House passes most favored nation ban

A proposal to ban a controversial provision used in contracts between health care providers and insurance companies passed the House by a vote of 140-0 Thursday. It now goes to the Senate.

The provision, known as a most favored nation clause, requires a hospital or health care provider to give an insurance company the lowest rates it offers. Hospitals and physicians lobbied for the ban, saying the clauses are unfair and anti-competitive. The insurance company ConnectiCare also supported the bill, arguing that it creates an uneven playing field among insurers.

Anthem Blue Cross and Blue Shield, which uses the provision in contracts, argued that the clauses benefit consumers by securing the lowest rates.
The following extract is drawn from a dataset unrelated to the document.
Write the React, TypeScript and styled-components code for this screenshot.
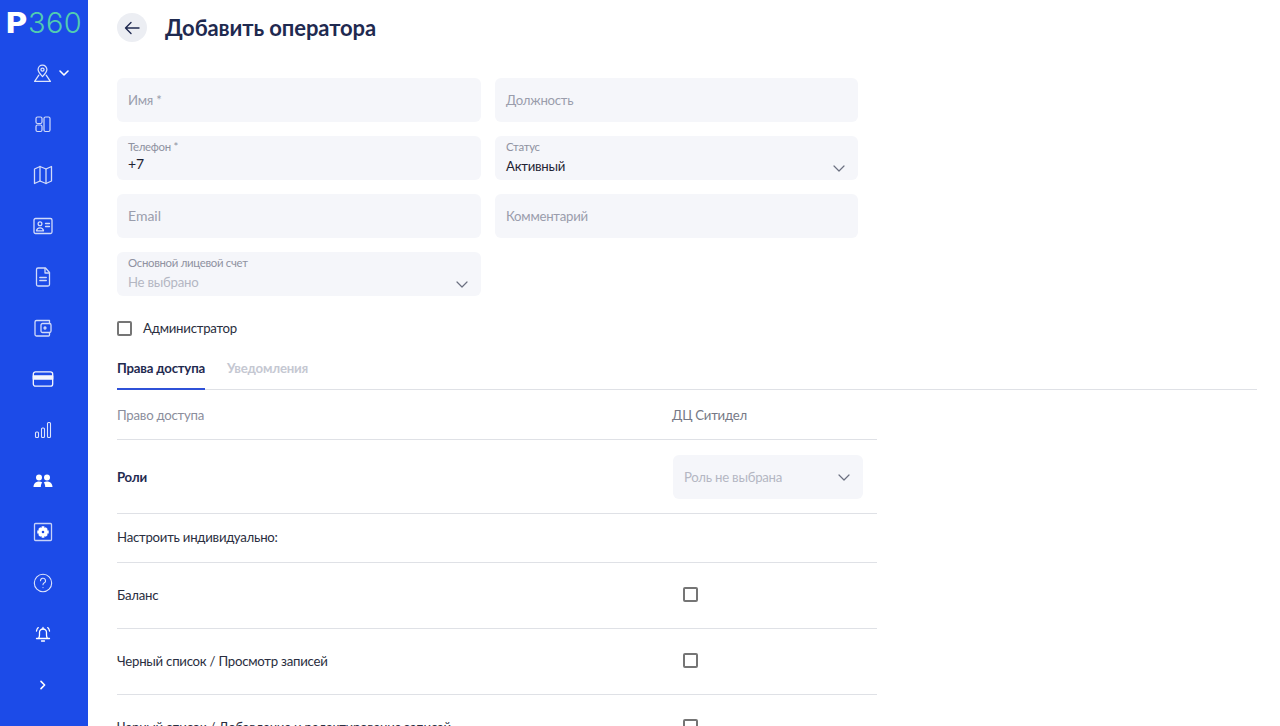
import React from 'react';
import styled, { createGlobalStyle } from 'styled-components';

const GlobalStyle = createGlobalStyle`
  html, body {
    margin: 0;
    height: 100%;
    overflow: hidden;
    background: #fff;
    font-family: Lato, Roboto, sans-serif;
  }
  #root { height: 100%; }
`;

const Page = styled.div`
  display: flex;
  height: 726px;
  overflow: hidden;
`;

const Sidebar = styled.aside`
  flex: 0 0 88px;
  background: #1c4be8;
  display: flex;
  flex-direction: column;
`;

const Logo = styled.div`
  height: 47.5px;
  flex: 0 0 47.5px;
  padding-left: 6px;
  line-height: 45px;
  font-family: Inter, sans-serif;
  font-size: 29px;
  white-space: nowrap;
  color: #52cdb0;
  font-weight: 300;
  letter-spacing: 0.4px;

  b {
    display: inline-block;
    width: 22px;
    color: #fff;
    font-weight: 800;
    transform: scaleX(1.12);
    transform-origin: left center;
  }
`;

const NavItem = styled.div`
  height: 51px;
  width: 85px;
  display: flex;
  align-items: center;
  justify-content: center;
  flex: 0 0 51px;
  position: relative;
  color: #fff;
`;

const NavChevron = styled.svg`
  position: absolute;
  left: 58px;
  top: 21px;
`;

const Main = styled.main`
  flex: 1;
  padding: 13px 23px 0 29px;
  min-width: 0;
`;

const Header = styled.div`
  display: flex;
  align-items: center;
  gap: 18px;
  height: 29px;
  margin-bottom: 36px;
`;

const BackButton = styled.button`
  width: 30px;
  height: 29px;
  border: 0;
  border-radius: 50%;
  background: #eceef3;
  padding: 0;
  color: #1f2a50;
  display: flex;
  align-items: center;
  justify-content: center;
`;

const Title = styled.h1`
  margin: 0;
  font-size: 22px;
  letter-spacing: -0.1px;
  font-weight: 700;
  color: #1f2a50;
  line-height: 29px;
`;

const FormGrid = styled.div`
  display: grid;
  grid-template-columns: 364px 363px;
  grid-auto-rows: 44px;
  gap: 14px;
`;

const Field = styled.div`
  position: relative;
  background: #f5f6fa;
  border-radius: 6px;
  padding: 0 11px;
  display: flex;
  flex-direction: column;
  justify-content: center;
`;

const Placeholder = styled.span`
  font-size: 13.2px;
  letter-spacing: -0.24px;
  line-height: 17px;
  margin-top: 1px;
  color: #9a9dac;
`;

const LatinPlaceholder = styled(Placeholder)`
  font-size: 14px;
  letter-spacing: 0;
  margin-top: -1px;
`;

const SmallLabel = styled.span`
  font-size: 11.4px;
  letter-spacing: -0.3px;
  line-height: 14px;
  color: #8f92a1;
  margin-top: -2px;
`;

const Value = styled.span<{ $muted?: boolean }>`
  font-size: 13.2px;
  letter-spacing: -0.24px;
  line-height: 17px;
  margin-top: 4px;
  color: ${(p) => (p.$muted ? '#b4b7c3' : '#1f2333')};
`;

const LatinValue = styled(Value)`
  font-size: 14px;
  letter-spacing: 0;
  margin-top: 1px;
  margin-bottom: 3px;
`;

const Caret = styled.svg`
  position: absolute;
  right: 13px;
  bottom: 8px;
  color: #6b7080;
`;

const CheckRow = styled.label`
  display: flex;
  align-items: center;
  gap: 11px;
  height: 20px;
  margin-top: 22px;
  font-size: 13.2px;
  letter-spacing: -0.24px;
  color: #2a2e40;
`;

const Box = styled.span`
  display: block;
  box-sizing: border-box;
  width: 15px;
  height: 15px;
  border: 2px solid #757575;
  border-radius: 2px;
  background: #fff;
`;

const Tabs = styled.div`
  display: flex;
  gap: 22px;
  margin-top: 18px;
  border-bottom: 1px solid #dfe1e6;
  height: 33px;
`;

const Tab = styled.div<{ $active?: boolean }>`
  font-size: 13.2px;
  letter-spacing: -0.2px;
  font-weight: 700;
  line-height: 22px;
  padding-top: 1px;
  height: 34px;
  box-sizing: border-box;
  color: ${(p) => (p.$active ? '#1f2a50' : '#c5c8d2')};
  border-bottom: ${(p) => (p.$active ? '2px solid #2f51d8' : '0')};
`;

const Table = styled.div`
  width: 760px;
`;

const Row = styled.div<{ $h: number }>`
  display: grid;
  grid-template-columns: 556px 1fr;
  align-items: center;
  height: ${(p) => p.$h}px;
  box-sizing: border-box;
  border-bottom: 1px solid #dfe1e6;
  font-size: 13.2px;
  letter-spacing: -0.24px;
  color: #2a2e40;
`;

const HeadCell = styled.div`
  color: #8b8e9c;
`;

const HeadCellDark = styled.div`
  color: #767986;
  margin-left: -1px;
`;

const RoleName = styled.div`
  font-weight: 700;
  color: #1f2a50;
`;

const RoleSelect = styled.div`
  position: relative;
  width: 190px;
  height: 44px;
  background: #f5f6fa;
  border-radius: 6px;
  display: flex;
  align-items: center;
  padding-left: 11px;
  box-sizing: border-box;
  color: #b4b7c3;
`;

const RoleCaret = styled(Caret)`
  bottom: 18px;
`;

const PermName = styled.div`
  margin-top: -2px;
`;

const BoxCell = styled.div`
  padding-left: 10px;
  margin-top: -2px;
`;

const Ic: React.FC<{ size?: number; sw?: number; op?: number; children: React.ReactNode }> = ({
  size = 20,
  sw = 1.3,
  op = 0.85,
  children,
}) => (
  <svg
    width={size}
    height={size}
    viewBox="0 0 20 20"
    fill="none"
    stroke="currentColor"
    strokeWidth={sw}
    strokeLinecap="round"
    strokeLinejoin="round"
    opacity={op}
  >
    {children}
  </svg>
);

const icons: React.ReactNode[] = [
  <Ic key="pin" size={21} sw={1.2}>
    <path d="M10 13c2.600-2.600 4.200-4.700 4.200-6.700a4.200 4.200 0 0 0-8.400 0c0 2 1.600 4.100 4.200 6.700z" />
    <circle cx="10" cy="6.300" r="1.500" />
    <path d="M6.500 11.500 2.500 17.500h15l-4-6" />
  </Ic>,
  <Ic key="dash" size={20} sw={1.200} op={0.8}>
    <rect x="3" y="3" width="6" height="6.500" rx="1.500" />
    <rect x="3" y="11" width="6" height="6.500" rx="1.500" />
    <rect x="11" y="3" width="6" height="14.500" rx="1.500" />
  </Ic>,
  <Ic key="map" size={20} op={0.8}>
    <path d="M1.500 4 7 1.500l6 2.500 5.500-2.500v14.500L13 18.500 7 16 1.500 18.500z" />
    <path d="M7 1.500V16M13 4v14.500" />
  </Ic>,
  <Ic key="card" size={20} op={0.8}>
    <rect x="1" y="2.500" width="18" height="15" rx="1.500" />
    <circle cx="7" cy="7.700" r="1.900" />
    <path d="M3.500 14.800c.3-2.300 1.600-3 3.500-3s3.200.7 3.500 3zM12.500 7.500H16.500M12.500 10.500H16.500" />
  </Ic>,
  <Ic key="doc" size={20} op={0.8}>
    <path d="M3.500 2.500A1.500 1.500 0 0 1 5 1h7.500L16.500 5.500V17.500A1.500 1.500 0 0 1 15 19H5a1.500 1.500 0 0 1-1.500-1.500z" />
    <path d="M12 1.500V6h4.500M6.800 10.500h6.500M6.800 13.500h6.500" />
  </Ic>,
  <Ic key="wallet" size={20} op={0.8}>
    <path d="M16.500 5.500V2.500H3.500A1.500 1.500 0 0 0 2 4v12.500A1.500 1.500 0 0 0 3.500 18h12a1 1 0 0 0 1-1v-2.500" />
    <rect x="8" y="5.500" width="10" height="9" rx="1.500" />
    <circle cx="12" cy="10" r="1" />
  </Ic>,
  <Ic key="pay" size={22} sw={1.200} op={0.95}>
    <rect x="1.200" y="3.500" width="17.600" height="13" rx="2" />
    <path d="M1.200 7.200h17.600v2.800H1.200z" fill="currentColor" />
  </Ic>,
  <Ic key="bars" size={20} sw={1.100} op={0.85}>
    <rect x="2.500" y="12" width="3" height="5.500" rx="1" />
    <rect x="8.500" y="8" width="3" height="9.500" rx="1" />
    <rect x="14.500" y="2.500" width="3" height="15" rx="1" />
  </Ic>,
  <svg key="users" width="20" height="20" viewBox="0 0 20 20" fill="currentColor">
    <circle cx="6" cy="6.500" r="3" />
    <circle cx="14" cy="6.500" r="3" />
    <path d="M0.500 16c0-3.400 2.400-5.500 5.500-5.500 1.200 0 2.400.3 3.300 1-1 1-1.500 2.500-1.500 4.500zM19.500 16c0-3.400-2.400-5.500-5.500-5.500-1.200 0-2.300.3-3.300 1 1 1 1.500 2.500 1.500 4.500z" />
  </svg>,
  <svg key="gear" width="20" height="20" viewBox="0 0 20 20" fill="none">
    <rect x="1.500" y="1.500" width="17" height="17" rx="1" stroke="currentColor" strokeWidth="1.300" opacity="0.75" />
    <path
      fill="currentColor"
      fillRule="evenodd"
      d="M8.700 4.200h2.600l.3 1.700 1.200-.7 1.900 1.900-.7 1.200 1.700.3v2.800l-1.700.3.700 1.200-1.900 1.900-1.200-.7-.3 1.700H8.700l-.3-1.700-1.200.7-1.900-1.900.7-1.200-1.700-.3V8.600l1.700-.3-.7-1.200 1.900-1.900 1.200.7zM10 8.700a1.300 1.300 0 1 0 0 2.600 1.300 1.300 0 0 0 0-2.600z"
    />
  </svg>,
  <Ic key="help" size={20} sw={1.100} op={0.85}>
    <circle cx="10" cy="10" r="8.700" />
    <path d="M7.500 7.800A2.500 2.500 0 1 1 11 10c-.7.400-1 .9-1 1.800" />
    <path d="M10 14.500v.1" />
  </Ic>,
  <Ic key="bell" size={20} sw={1.300} op={1}>
    <path d="M5.500 14.500c.6-1 1-2 1-3.500V8.500a3.500 3.500 0 0 1 7 0V11c0 1.500.4 2.500 1 3.500zM3.500 14.500h13M8.500 17h3" />
    <path d="M3.500 7c.2-1.400.8-2.500 1.800-3.400M16.500 7c-.2-1.400-.8-2.500-1.800-3.400M10 3.500V5" />
  </Ic>,
  <Ic key="next" size={16} sw={2} op={1}>
    <path d="M7.500 5.500 12 10l-4.500 4.500" />
  </Ic>,
];

const ChevronDown: React.FC = () => (
  <Caret width="12" height="7" viewBox="0 0 12 7" fill="none" stroke="currentColor" strokeWidth="1.200" strokeLinecap="round" strokeLinejoin="round">
    <path d="M1 1l5 5 5-5" />
  </Caret>
);

const permissions = ['Баланс', 'Черный список / Просмотр записей', 'Черный список / Добавление и редактирование записей'];

export default function App() {
  return (
    <Page>
      <GlobalStyle />
      <Sidebar>
        <Logo>
          <b>P</b>360
        </Logo>
        {icons.map((icon, i) => (
          <NavItem key={i}>
            {icon}
            {i === 0 && (
              <NavChevron width="12" height="8" viewBox="0 0 12 8" fill="none" stroke="currentColor" strokeWidth="1.600" strokeLinecap="round" strokeLinejoin="round">
                <path d="M2 2l4 4 4-4" />
              </NavChevron>
            )}
          </NavItem>
        ))}
      </Sidebar>
      <Main>
        <Header>
          <BackButton aria-label="Назад">
            <svg width="18" height="18" viewBox="0 0 18 18" fill="none" stroke="currentColor" strokeWidth="1.400" strokeLinecap="round" strokeLinejoin="round">
              <path d="M16 9H2.500M8 3.500 2.500 9 8 14.500" />
            </svg>
          </BackButton>
          <Title>Добавить оператора</Title>
        </Header>
        <FormGrid>
          <Field>
            <Placeholder>Имя *</Placeholder>
          </Field>
          <Field>
            <Placeholder>Должность</Placeholder>
          </Field>
          <Field>
            <SmallLabel>Телефон *</SmallLabel>
            <LatinValue>+7</LatinValue>
          </Field>
          <Field>
            <SmallLabel>Статус</SmallLabel>
            <Value>Активный</Value>
            <ChevronDown />
          </Field>
          <Field>
            <LatinPlaceholder>Email</LatinPlaceholder>
          </Field>
          <Field>
            <Placeholder>Комментарий</Placeholder>
          </Field>
          <Field>
            <SmallLabel>Основной лицевой счет</SmallLabel>
            <Value $muted>Не выбрано</Value>
            <ChevronDown />
          </Field>
        </FormGrid>
        <CheckRow>
          <Box />
          Администратор
        </CheckRow>
        <Tabs>
          <Tab $active>Права доступа</Tab>
          <Tab>Уведомления</Tab>
        </Tabs>
        <Table>
          <Row $h={50}>
            <HeadCell>Право доступа</HeadCell>
            <HeadCellDark>ДЦ Ситидел</HeadCellDark>
          </Row>
          <Row $h={74}>
            <RoleName>Роли</RoleName>
            <RoleSelect>
              Роль не выбрана
              <RoleCaret width="12" height="7" viewBox="0 0 12 7" fill="none" stroke="currentColor" strokeWidth="1.200" strokeLinecap="round" strokeLinejoin="round">
                <path d="M1 1l5 5 5-5" />
              </RoleCaret>
            </RoleSelect>
          </Row>
          <Row $h={49}>
            <PermName>Настроить индивидуально:</PermName>
          </Row>
          {permissions.map((name) => (
            <Row $h={66} key={name}>
              <PermName>{name}</PermName>
              <BoxCell>
                <Box />
              </BoxCell>
            </Row>
          ))}
        </Table>
      </Main>
    </Page>
  );
}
The company also noted that no federal or Connecticut courts have found the clauses to be illegal or anti-competitive.

During a debate on the proposal, Rep. Christopher D. Coutu, R-Norwich, said the bill raised questions about how much government should get involved in contract issues. But he ultimately supported the measure. Rep. Susan M. Johnson, D-Windham, and Rep. Jason D. Perillo, R-Shelton, called the provisions anti-competitive.

Several other states have already banned or restricted most favored nation clauses. The U.S. Department of Justice filed an antitrust lawsuit against Blue Cross and Blue Shield of Michigan over its use of most favored nation clauses.